To understand the full scope of this project and the business need for predicting churn, I contacted various individuals from CSM, Sales, and Support to help understand the data I obtained. Contextualizing this data was important because it helped determine lagging and leading variables that could be used in the predictive model. Lagging variables included data points that aren’t being updated regularly or only when a customer has already requested information to leave the organization. These insights aided in the feature selection process of this project, allowing for better predictions.

Also, in my initial CSM interviews, it became clear that the working procedure for predicting customer churn was based solely on impressions and subjective reporting. CSMs wanted a solution to streamline planning and determine which customers were the most at risk. This is where a dashboard would come into play to aid in planning and understanding how customers interact with the business.

I did some exploratory data analysis, descriptive statistical analysis, and missing value imputation to understand the dataset and potential factors. The findings from the EDA process led to further SME interviews to understand missing values, outliers, and anything else that came up in this process.

My initial machine-learning solution used a Logistic Regression model to depict trends. I decided to use a Logistic Regression model to show a quick turnaround and visualize the factors that led to the model making certain decisions. Logistic Regression is the best option for this use case because it is easy to understand, and most leaders could quickly understand the concepts of the model without advanced knowledge. The initial model was able to have an 88% accuracy score, but there was room for improvement.

After developing this first iteration, I brought my findings to key organizational stakeholders, including the Director of Customer Success and Product Support. In this presentation, I conveyed my results at a high level, helping stakeholders understand how the tool could be used and the benefits of using this methodology for sales, CSMs, and support teams. The following presentation is the same, with all pertinent information taken out.

Machine Learning Development

The initial model showed an 88% accuracy rate with simple feature selection and data cleaning outlined above. However, the model could have been better at distinguishing when a customer would churn. The ratio of churns to active customers was 1:10, which doesn’t allow for good recall and, in conjunction, very good precision of those determinations. This is where I decided to use upsampling techniques to artificially create more customers that churned to aid in the model's training. This aided in an increase in recall and precision of the churned customer.

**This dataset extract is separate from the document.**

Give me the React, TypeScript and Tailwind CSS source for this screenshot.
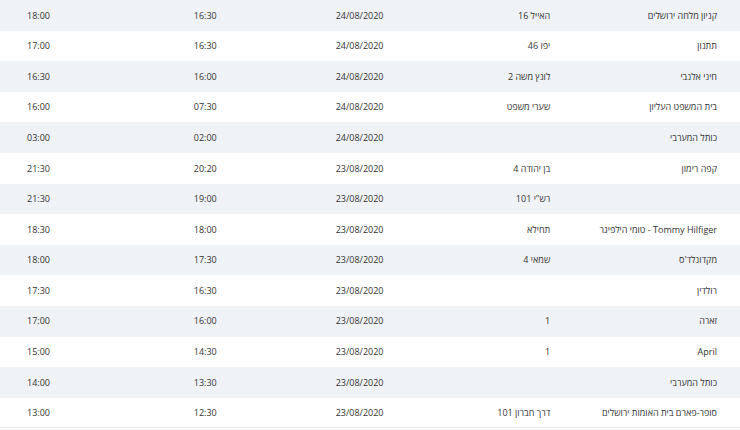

After this, I introduced a new training model and decided to use Support Vector Machines (SVM) because they are robust to overfitting, effectively train smaller datasets, and work well with sparse data. The sparsity of the dataset showed up the most when trying to determine when clients had development or support cases; not all customers have development cases.

Using SVMs also allowed for a greater level of hyperparameter tuning, where I tested multiple C-parameters and gamma values to aid in the decision-making process. The c-parameter is a penalty on each misclassified data point and gamma is the closeness of the points to one another. Testing multiple values of these hyperparameters led to increased accuracy, recall, and precision of the churned customers.

Lastly, I changed the training sets to be on a year-by-year basis. I trained 2021 to test 2022 data to mimic more of a business decision-making process. The model I created in this methodology predicted 2022 data with a 96% accuracy rate. While there is still a battle with the precision and recall of the model, further development is needed to increase the accuracy of this model.

PowerBI Dashboard

Now that we have a working model with a 96% accuracy rate, I created a PowerBI Dashboard to show leadership how this tool could be used in a day-by-day process. Creating this dashboard, I was filling the wishes from SME interviews to create a tool that CSMs could use to aid in decision-making for client churn potential and if they need to reach out proactively to ensure there isn’t anything wrong with our relationship with our clients. The graphic below shows the PowerBI dashboard that I created with anonymized data.

This dashboard will be used to plan CSMs day to day, month to month, in determining clients that were at the most amount risk of to churning out of the company. Using color encoding, graphs, charts, sliders, and tables enables the dashboard user to disclose trends within the customers and indicators to churn thoroughly. This gives context for users to interact with the customer and start a proactive customer relationship rather than a reactionary one.

Next Steps

By holding a range of presentations to show leadership the dashboard's capabilities and the models' accuracy, I learned about the next steps within the project space. These included different datasets that have become available to me and different feature selection and manipulation ideas that would improve the model significantly.

The following steps of this process would need more resources from the organization to employ a more pointed role in diving into the datasets and planning data management against data sources across the organization. More data and an understanding of the current limitations in the dataset would need to be employed to make the management of this data needed to improve the model even more.